*Task to complete*. Output the material exactly, but drop every image it holds.

*Given material*.
-- start --
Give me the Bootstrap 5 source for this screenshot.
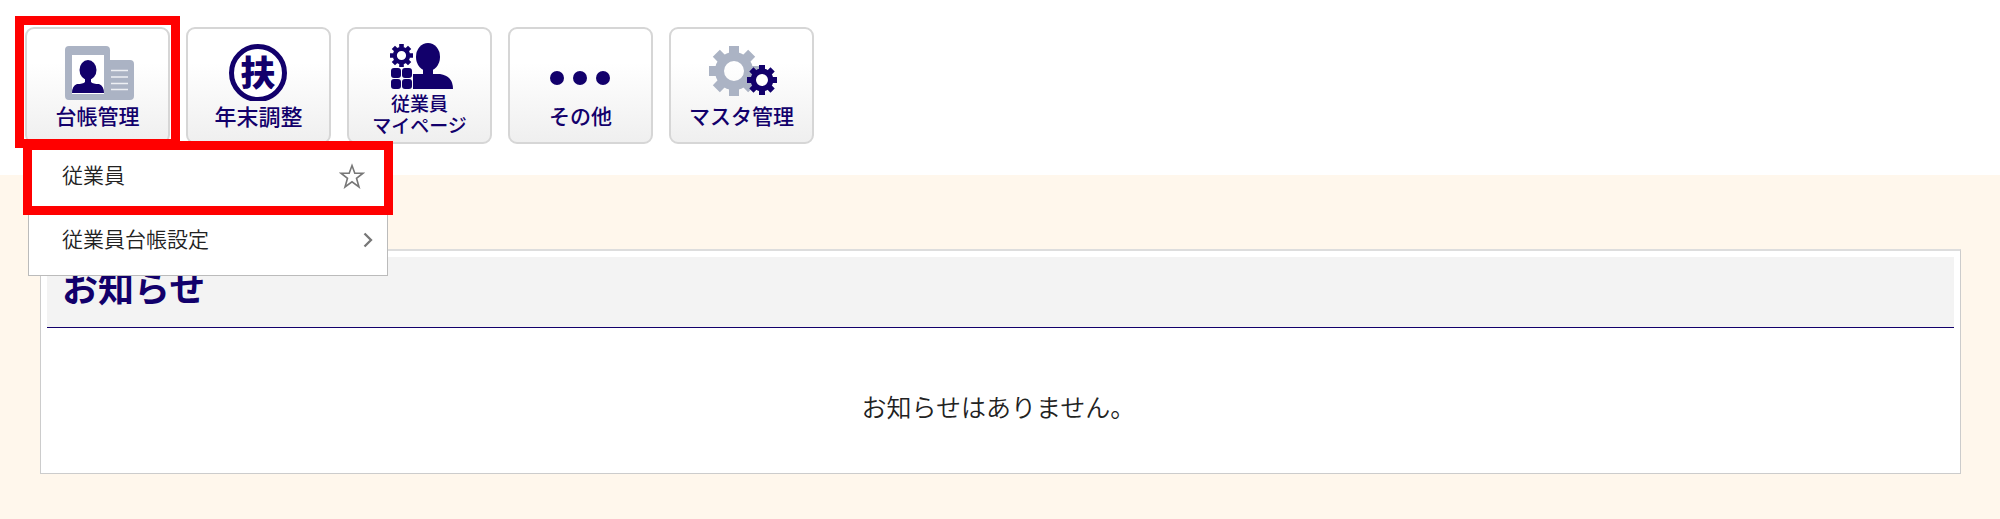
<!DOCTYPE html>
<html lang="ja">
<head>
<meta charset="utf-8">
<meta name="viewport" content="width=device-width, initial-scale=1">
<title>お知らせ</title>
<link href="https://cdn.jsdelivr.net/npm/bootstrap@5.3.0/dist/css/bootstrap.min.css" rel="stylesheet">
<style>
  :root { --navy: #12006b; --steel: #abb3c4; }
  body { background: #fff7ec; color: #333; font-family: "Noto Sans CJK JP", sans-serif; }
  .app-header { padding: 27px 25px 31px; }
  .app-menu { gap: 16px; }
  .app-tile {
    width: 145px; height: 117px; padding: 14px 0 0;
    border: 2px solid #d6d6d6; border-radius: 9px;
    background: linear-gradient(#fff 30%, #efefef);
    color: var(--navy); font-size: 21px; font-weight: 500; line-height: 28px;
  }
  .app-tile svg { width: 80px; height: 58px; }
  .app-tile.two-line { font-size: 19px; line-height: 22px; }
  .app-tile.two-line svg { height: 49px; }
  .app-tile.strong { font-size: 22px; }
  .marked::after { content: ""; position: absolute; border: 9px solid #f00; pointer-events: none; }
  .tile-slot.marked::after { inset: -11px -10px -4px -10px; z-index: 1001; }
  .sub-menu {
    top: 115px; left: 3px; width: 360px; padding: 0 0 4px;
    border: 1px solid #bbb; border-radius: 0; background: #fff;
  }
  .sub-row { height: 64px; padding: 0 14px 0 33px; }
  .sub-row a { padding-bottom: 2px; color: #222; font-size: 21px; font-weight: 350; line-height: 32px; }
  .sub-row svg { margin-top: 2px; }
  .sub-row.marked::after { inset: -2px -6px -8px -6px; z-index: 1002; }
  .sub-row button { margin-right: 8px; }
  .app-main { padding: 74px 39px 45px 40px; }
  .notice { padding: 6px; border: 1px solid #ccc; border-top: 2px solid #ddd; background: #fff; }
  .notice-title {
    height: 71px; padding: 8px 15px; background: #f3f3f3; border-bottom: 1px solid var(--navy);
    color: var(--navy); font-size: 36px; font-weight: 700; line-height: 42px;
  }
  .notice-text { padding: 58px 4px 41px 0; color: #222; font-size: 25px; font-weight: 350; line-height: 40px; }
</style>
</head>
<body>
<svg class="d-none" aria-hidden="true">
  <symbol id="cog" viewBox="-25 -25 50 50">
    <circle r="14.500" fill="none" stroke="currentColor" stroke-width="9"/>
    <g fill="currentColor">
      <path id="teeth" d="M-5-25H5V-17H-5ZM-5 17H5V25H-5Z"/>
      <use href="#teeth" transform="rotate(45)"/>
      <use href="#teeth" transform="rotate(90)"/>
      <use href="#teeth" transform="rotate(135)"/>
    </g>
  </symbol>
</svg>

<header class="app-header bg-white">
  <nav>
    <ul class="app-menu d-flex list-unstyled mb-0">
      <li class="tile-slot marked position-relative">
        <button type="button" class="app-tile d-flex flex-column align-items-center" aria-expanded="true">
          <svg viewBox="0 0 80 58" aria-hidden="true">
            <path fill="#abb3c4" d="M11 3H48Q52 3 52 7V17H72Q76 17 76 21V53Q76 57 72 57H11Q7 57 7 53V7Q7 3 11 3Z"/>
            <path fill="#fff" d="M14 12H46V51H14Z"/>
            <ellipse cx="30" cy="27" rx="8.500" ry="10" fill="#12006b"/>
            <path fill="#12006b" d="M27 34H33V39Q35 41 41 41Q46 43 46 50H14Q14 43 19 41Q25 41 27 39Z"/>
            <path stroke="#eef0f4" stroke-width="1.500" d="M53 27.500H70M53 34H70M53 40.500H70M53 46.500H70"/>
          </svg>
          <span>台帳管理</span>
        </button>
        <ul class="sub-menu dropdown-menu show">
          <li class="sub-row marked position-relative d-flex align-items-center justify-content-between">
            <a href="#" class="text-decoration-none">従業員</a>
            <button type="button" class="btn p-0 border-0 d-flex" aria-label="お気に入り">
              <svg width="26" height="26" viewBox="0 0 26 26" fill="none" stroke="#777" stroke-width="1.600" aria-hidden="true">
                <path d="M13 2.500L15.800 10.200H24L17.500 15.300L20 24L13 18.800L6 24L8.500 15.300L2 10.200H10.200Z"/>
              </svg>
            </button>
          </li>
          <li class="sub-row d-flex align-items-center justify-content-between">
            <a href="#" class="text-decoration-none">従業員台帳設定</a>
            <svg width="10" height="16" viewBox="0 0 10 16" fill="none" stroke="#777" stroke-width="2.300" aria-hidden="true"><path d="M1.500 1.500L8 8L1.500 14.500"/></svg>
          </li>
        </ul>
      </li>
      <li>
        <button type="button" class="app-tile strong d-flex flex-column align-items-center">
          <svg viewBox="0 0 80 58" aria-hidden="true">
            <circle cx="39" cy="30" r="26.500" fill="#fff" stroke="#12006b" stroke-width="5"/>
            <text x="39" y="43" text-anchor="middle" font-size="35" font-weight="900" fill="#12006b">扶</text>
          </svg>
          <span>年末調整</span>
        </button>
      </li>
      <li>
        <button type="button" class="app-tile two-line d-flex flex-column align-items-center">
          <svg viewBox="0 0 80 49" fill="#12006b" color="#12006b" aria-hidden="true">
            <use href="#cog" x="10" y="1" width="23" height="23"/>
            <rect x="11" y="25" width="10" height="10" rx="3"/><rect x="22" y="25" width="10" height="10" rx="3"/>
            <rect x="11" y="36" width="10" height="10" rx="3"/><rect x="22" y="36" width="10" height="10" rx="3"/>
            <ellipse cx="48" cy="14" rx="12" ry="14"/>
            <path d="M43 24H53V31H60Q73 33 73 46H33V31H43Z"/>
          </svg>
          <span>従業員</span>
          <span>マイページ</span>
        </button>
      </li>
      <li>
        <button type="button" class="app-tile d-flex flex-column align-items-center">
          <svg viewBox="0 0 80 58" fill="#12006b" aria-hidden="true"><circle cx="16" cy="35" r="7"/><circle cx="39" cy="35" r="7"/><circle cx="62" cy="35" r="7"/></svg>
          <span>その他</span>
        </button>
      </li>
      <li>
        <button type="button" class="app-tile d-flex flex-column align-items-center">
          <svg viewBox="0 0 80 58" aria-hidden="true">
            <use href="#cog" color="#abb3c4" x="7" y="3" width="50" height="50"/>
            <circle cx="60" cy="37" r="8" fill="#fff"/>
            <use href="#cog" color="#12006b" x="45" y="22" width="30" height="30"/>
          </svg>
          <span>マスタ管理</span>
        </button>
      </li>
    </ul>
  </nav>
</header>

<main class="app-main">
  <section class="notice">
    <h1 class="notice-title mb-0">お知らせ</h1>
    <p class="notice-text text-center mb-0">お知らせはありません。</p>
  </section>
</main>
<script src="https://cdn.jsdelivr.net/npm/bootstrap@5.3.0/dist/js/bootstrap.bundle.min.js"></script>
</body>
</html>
-- end --
*Final result*.
Give me the Bootstrap 5 source for this screenshot.
<!DOCTYPE html>
<html lang="ja">
<head>
<meta charset="utf-8">
<meta name="viewport" content="width=device-width, initial-scale=1">
<title>お知らせ</title>
<link href="https://cdn.jsdelivr.net/npm/bootstrap@5.3.0/dist/css/bootstrap.min.css" rel="stylesheet">
<style>
  :root { --navy: #12006b; --steel: #abb3c4; }
  body { background: #fff7ec; color: #333; font-family: "Noto Sans CJK JP", sans-serif; }
  .app-header { padding: 27px 25px 31px; }
  .app-menu { gap: 16px; }
  .app-tile {
    width: 145px; height: 117px; padding: 14px 0 0;
    border: 2px solid #d6d6d6; border-radius: 9px;
    background: linear-gradient(#fff 30%, #efefef);
    color: var(--navy); font-size: 21px; font-weight: 500; line-height: 28px;
  }
  .app-tile svg { width: 80px; height: 58px; }
  .app-tile.two-line { font-size: 19px; line-height: 22px; }
  .app-tile.two-line svg { height: 49px; }
  .app-tile.strong { font-size: 22px; }
  .marked::after { content: ""; position: absolute; border: 9px solid #f00; pointer-events: none; }
  .tile-slot.marked::after { inset: -11px -10px -4px -10px; z-index: 1001; }
  .sub-menu {
    top: 115px; left: 3px; width: 360px; padding: 0 0 4px;
    border: 1px solid #bbb; border-radius: 0; background: #fff;
  }
  .sub-row { height: 64px; padding: 0 14px 0 33px; }
  .sub-row a { padding-bottom: 2px; color: #222; font-size: 21px; font-weight: 350; line-height: 32px; }
  .sub-row svg { margin-top: 2px; }
  .sub-row.marked::after { inset: -2px -6px -8px -6px; z-index: 1002; }
  .sub-row button { margin-right: 8px; }
  .app-main { padding: 74px 39px 45px 40px; }
  .notice { padding: 6px; border: 1px solid #ccc; border-top: 2px solid #ddd; background: #fff; }
  .notice-title {
    height: 71px; padding: 8px 15px; background: #f3f3f3; border-bottom: 1px solid var(--navy);
    color: var(--navy); font-size: 36px; font-weight: 700; line-height: 42px;
  }
  .notice-text { padding: 58px 4px 41px 0; color: #222; font-size: 25px; font-weight: 350; line-height: 40px; }
</style>
</head>
<body>
<svg class="d-none" aria-hidden="true">
  <symbol id="cog" viewBox="-25 -25 50 50">
    <circle r="14.500" fill="none" stroke="currentColor" stroke-width="9"/>
    <g fill="currentColor">
      <path id="teeth" d="M-5-25H5V-17H-5ZM-5 17H5V25H-5Z"/>
      <use href="#teeth" transform="rotate(45)"/>
      <use href="#teeth" transform="rotate(90)"/>
      <use href="#teeth" transform="rotate(135)"/>
    </g>
  </symbol>
</svg>

<header class="app-header bg-white">
  <nav>
    <ul class="app-menu d-flex list-unstyled mb-0">
      <li class="tile-slot marked position-relative">
        <button type="button" class="app-tile d-flex flex-column align-items-center" aria-expanded="true">
          <svg viewBox="0 0 80 58" aria-hidden="true">
            <path fill="#abb3c4" d="M11 3H48Q52 3 52 7V17H72Q76 17 76 21V53Q76 57 72 57H11Q7 57 7 53V7Q7 3 11 3Z"/>
            <path fill="#fff" d="M14 12H46V51H14Z"/>
            <ellipse cx="30" cy="27" rx="8.500" ry="10" fill="#12006b"/>
            <path fill="#12006b" d="M27 34H33V39Q35 41 41 41Q46 43 46 50H14Q14 43 19 41Q25 41 27 39Z"/>
            <path stroke="#eef0f4" stroke-width="1.500" d="M53 27.500H70M53 34H70M53 40.500H70M53 46.500H70"/>
          </svg>
          <span>台帳管理</span>
        </button>
        <ul class="sub-menu dropdown-menu show">
          <li class="sub-row marked position-relative d-flex align-items-center justify-content-between">
            <a href="#" class="text-decoration-none">従業員</a>
            <button type="button" class="btn p-0 border-0 d-flex" aria-label="お気に入り">
              <svg width="26" height="26" viewBox="0 0 26 26" fill="none" stroke="#777" stroke-width="1.600" aria-hidden="true">
                <path d="M13 2.500L15.800 10.200H24L17.500 15.300L20 24L13 18.800L6 24L8.500 15.300L2 10.200H10.200Z"/>
              </svg>
            </button>
          </li>
          <li class="sub-row d-flex align-items-center justify-content-between">
            <a href="#" class="text-decoration-none">従業員台帳設定</a>
            <svg width="10" height="16" viewBox="0 0 10 16" fill="none" stroke="#777" stroke-width="2.300" aria-hidden="true"><path d="M1.500 1.500L8 8L1.500 14.500"/></svg>
          </li>
        </ul>
      </li>
      <li>
        <button type="button" class="app-tile strong d-flex flex-column align-items-center">
          <svg viewBox="0 0 80 58" aria-hidden="true">
            <circle cx="39" cy="30" r="26.500" fill="#fff" stroke="#12006b" stroke-width="5"/>
            <text x="39" y="43" text-anchor="middle" font-size="35" font-weight="900" fill="#12006b">扶</text>
          </svg>
          <span>年末調整</span>
        </button>
      </li>
      <li>
        <button type="button" class="app-tile two-line d-flex flex-column align-items-center">
          <svg viewBox="0 0 80 49" fill="#12006b" color="#12006b" aria-hidden="true">
            <use href="#cog" x="10" y="1" width="23" height="23"/>
            <rect x="11" y="25" width="10" height="10" rx="3"/><rect x="22" y="25" width="10" height="10" rx="3"/>
            <rect x="11" y="36" width="10" height="10" rx="3"/><rect x="22" y="36" width="10" height="10" rx="3"/>
            <ellipse cx="48" cy="14" rx="12" ry="14"/>
            <path d="M43 24H53V31H60Q73 33 73 46H33V31H43Z"/>
          </svg>
          <span>従業員</span>
          <span>マイページ</span>
        </button>
      </li>
      <li>
        <button type="button" class="app-tile d-flex flex-column align-items-center">
          <svg viewBox="0 0 80 58" fill="#12006b" aria-hidden="true"><circle cx="16" cy="35" r="7"/><circle cx="39" cy="35" r="7"/><circle cx="62" cy="35" r="7"/></svg>
          <span>その他</span>
        </button>
      </li>
      <li>
        <button type="button" class="app-tile d-flex flex-column align-items-center">
          <svg viewBox="0 0 80 58" aria-hidden="true">
            <use href="#cog" color="#abb3c4" x="7" y="3" width="50" height="50"/>
            <circle cx="60" cy="37" r="8" fill="#fff"/>
            <use href="#cog" color="#12006b" x="45" y="22" width="30" height="30"/>
          </svg>
          <span>マスタ管理</span>
        </button>
      </li>
    </ul>
  </nav>
</header>

<main class="app-main">
  <section class="notice">
    <h1 class="notice-title mb-0">お知らせ</h1>
    <p class="notice-text text-center mb-0">お知らせはありません。</p>
  </section>
</main>
<script src="https://cdn.jsdelivr.net/npm/bootstrap@5.3.0/dist/js/bootstrap.bundle.min.js"></script>
</body>
</html>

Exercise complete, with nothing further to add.